- Directed by: Daniel Burman
- Written by: Daniel Burman
- Produced by: Daniel Burman Diego Dubcovsky José María Morales
- Starring: Oscar Martínez Cecilia Roth Inés Efron Arturo Goetz Jean Pierre Noher Eugenia Capizzano Angela Ragno
- Cinematography: Hugo Colace
- Edited by: Alejandro Brodersohn
- Music by: Nico Cota Santiago Río Hinckelmann
- Release date: 24 April 2008;
- Running time: 91 minutes
- Countries: Argentina France Italy Spain
- Language: Spanish

= Empty Nest (film) =

Empty Nest (El nido vacío) is a 2008 Argentine drama film written and directed by Daniel Burman and starring Oscar Martínez and Cecilia Roth.

== Plot ==
The story is centered on a family of five, a father, mother, their two sons, and daughter, revolving around the father. The reality within the diegesis is that of the father, Leonardo. The film plays with chronology and reality. Leonardo is a well-known writer and playwright, whose his wife left university studies to take care of the family. The film begins with a scene of a dinner in which Leonardo seems uncomfortable because, as is learned later in the film, he is witnessing a possible affair between his wife and an old college friend of hers. The film documents the troubles of the marriage as Leonardo has a brief affair with his dentist shortly after his youngest daughter leaves to Israel with her new husband Ianib. Leonardo's version of reality is, at many times, questionable during the film. He talks to a doctor that researches memory and they talk about the construction of memory and fantasy and it alludes to the self-reflexivity of the film. Leonardo's son in law Ianib leaves behind a book for him to read and asks for his opinion of it. Leonardo takes some time to actually read the book even though he carries it around for most of the film. When he finally reads the book, he is surprised to find out that it is brilliant. This scene is accompanied with a distinct use of lighting that focuses on Leonardo and his absorption within the novel.

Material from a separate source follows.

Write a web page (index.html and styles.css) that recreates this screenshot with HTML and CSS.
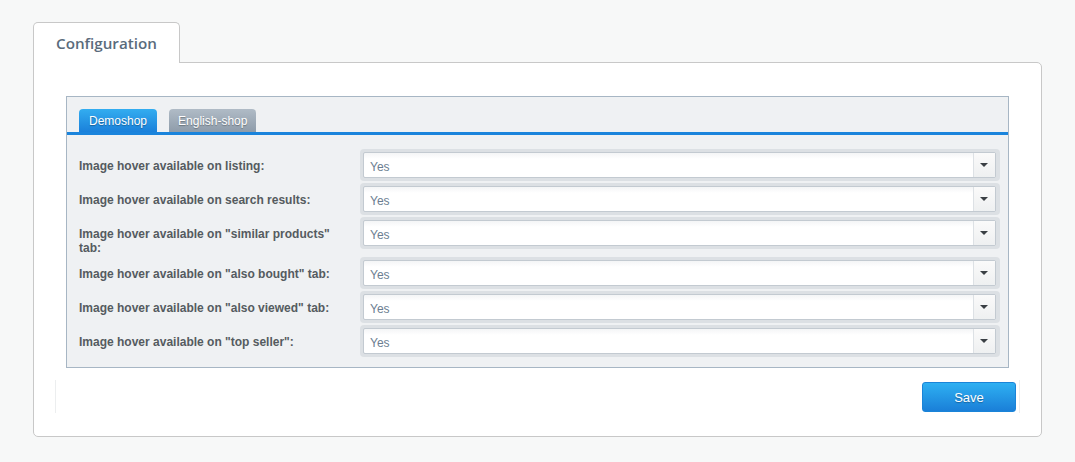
FILE: index.html
```html
<!DOCTYPE html>
<html>
<head>
<meta charset="utf-8">
<link rel="stylesheet" href="styles.css">
</head>
<body>
<div class="page">
  <div class="main-tabs">
    <div class="main-tab">Configuration</div>
  </div>
  <div class="panel">
    <div class="shop-box">
      <div class="shop-tabs">
        <div class="shop-tab active">Demoshop</div>
        <div class="shop-tab">English-shop</div>
      </div>
      <div class="rows">
        <div class="row">
          <div class="label">Image hover available on listing:</div>
          <div class="select-wrap"><div class="select"><span class="value">Yes</span><span class="arrow"></span></div></div>
        </div>
        <div class="row">
          <div class="label">Image hover available on search results:</div>
          <div class="select-wrap"><div class="select"><span class="value">Yes</span><span class="arrow"></span></div></div>
        </div>
        <div class="row">
          <div class="label">Image hover available on "similar products" tab:</div>
          <div class="select-wrap"><div class="select"><span class="value">Yes</span><span class="arrow"></span></div></div>
        </div>
        <div class="row">
          <div class="label">Image hover available on "also bought" tab:</div>
          <div class="select-wrap"><div class="select"><span class="value">Yes</span><span class="arrow"></span></div></div>
        </div>
        <div class="row">
          <div class="label">Image hover available on "also viewed" tab:</div>
          <div class="select-wrap"><div class="select"><span class="value">Yes</span><span class="arrow"></span></div></div>
        </div>
        <div class="row">
          <div class="label">Image hover available on "top seller":</div>
          <div class="select-wrap"><div class="select"><span class="value">Yes</span><span class="arrow"></span></div></div>
        </div>
      </div>
    </div>
    <div class="footer">
      <button class="save">Save</button>
    </div>
  </div>
</div>
</body>
</html>
```

FILE: styles.css
```css
html, body {
  margin: 0;
  padding: 0;
  background: #f7f8f8;
}
.page {
  padding: 22px 33px 0 33px;
  width: 1009px;
}
.main-tabs {
  display: flex;
  height: 40px;
}
.main-tab {
  box-sizing: border-box;
  width: 147px;
  height: 41px;
  background: #fff;
  border: 1px solid #c8c8c8;
  border-bottom: none;
  border-radius: 5px 5px 0 0;
  font-family: "Open Sans", sans-serif;
  font-weight: 600;
  font-size: 15.2px;
  color: #5a6b7c;
  padding: 10px 0 0 22px;
  position: relative;
  z-index: 1;
}
.panel {
  box-sizing: border-box;
  width: 1009px;
  height: 375px;
  background: #fff;
  border: 1px solid #c8c8c8;
  border-radius: 0 5px 5px 5px;
  padding: 33px 32px 0 32px;
}
.shop-box {
  box-sizing: border-box;
  height: 272px;
  background: #eff1f3;
  border: 1px solid #a7b6c4;
}
.shop-tabs {
  display: flex;
  gap: 12px;
  padding: 12px 0 0 12px;
  border-bottom: 3px solid #1a84dc;
}
.shop-tab {
  height: 23px;
  box-sizing: border-box;
  padding: 5px 9px 0 9px;
  border-radius: 4px 4px 0 0;
  background: linear-gradient(#b0bbc6, #8e9caa);
  color: #fff;
  font-family: "Liberation Sans", Arial, sans-serif;
  font-size: 12px;
  text-shadow: 0 1px 1px rgba(0,0,0,0.3);
}
.shop-tab.active {
  background: linear-gradient(#33adf0, #1a80da);
  padding: 5px 10px 0 10px;
}
.rows {
  padding: 14px 8px 0 12px;
}
.row {
  display: grid;
  grid-template-columns: 281px 1fr;
  margin-bottom: 2px;
}
.label {
  font-family: "Liberation Sans", Arial, sans-serif;
  font-weight: bold;
  font-size: 12px;
  line-height: 14px;
  color: #555b60;
  padding-top: 10px;
  padding-right: 20px;
}
.select-wrap {
  box-sizing: border-box;
  height: 32px;
  padding: 3px 4px 3px 3px;
  background: #dce0e4;
  border-radius: 4px;
}
.select {
  box-sizing: border-box;
  height: 26px;
  display: flex;
  background: linear-gradient(#f4f5f6, #fff 6px);
  border: 1px solid #c3cad1;
  border-radius: 2px;
}
.value {
  flex: 1;
  padding: 7px 0 0 6px;
  font-family: "Liberation Sans", Arial, sans-serif;
  font-size: 12px;
  color: #6b7e91;
}
.arrow {
  width: 21px;
  border-left: 1px solid #dde1e5;
  background: linear-gradient(#fafafa, #eef0f1);
  position: relative;
}
.arrow::after {
  content: "";
  position: absolute;
  left: 6px;
  top: 10px;
  border-left: 4px solid transparent;
  border-right: 4px solid transparent;
  border-top: 4px solid #3a3f44;
}
.footer {
  box-sizing: border-box;
  margin: 12px -11px 0 -11px;
  height: 33px;
  border-left: 1px solid #eceeef;
  border-right: 1px solid #eceeef;
  display: flex;
  justify-content: flex-end;
  padding: 2px 3px 0 0;
}
.save {
  width: 94px;
  height: 30px;
  border: 1px solid #1a84d8;
  border-radius: 3px;
  background: linear-gradient(#2eb0f2, #1a7fd8);
  color: #fff;
  font-family: "Liberation Sans", Arial, sans-serif;
  font-size: 13px;
  text-shadow: 0 1px 1px rgba(0,0,0,0.3);
  padding: 0;
}
```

The question of antisemitism is brought up in the film. Leonardo is questioned by one of his colleagues after a cartoon that he created is looked down upon as an anti-Semitic caricature of the Jewish people. Leonardo responds by saying, "Me, anti-Semitic? My daughter married an Israeli". Leonardo takes his colleague's remarks quite lightly and soon travels to Israel with his wife to visit their daughter. It is during almost the end of the film that the viewer meets Julia and Ianib. Ianib wins a prestigious award for his novel and this serves as a bonding experience between the father and the Jewish son-in-law. Tensions that were built upon during most of the film are released with the time that Leonardo and Ianib spend together in Ianib's home country. Talk of children comes up during dinner and possible circumcision is mentioned. Ianib and Leonardo find something in common with each other, and while it may not be religion or language, it is their passion for writing. Ianib tells Leonardo, when his memory is questioned by Martha and Julia, "Family stories are always true". The film closes with shots of the landscapes of Israel and a bonding moment between Martha and Leonardo before playing with chronological order once more, going back in time, to offer a scene with Leonardo and Julia talking after she comes home from a date with Ianib.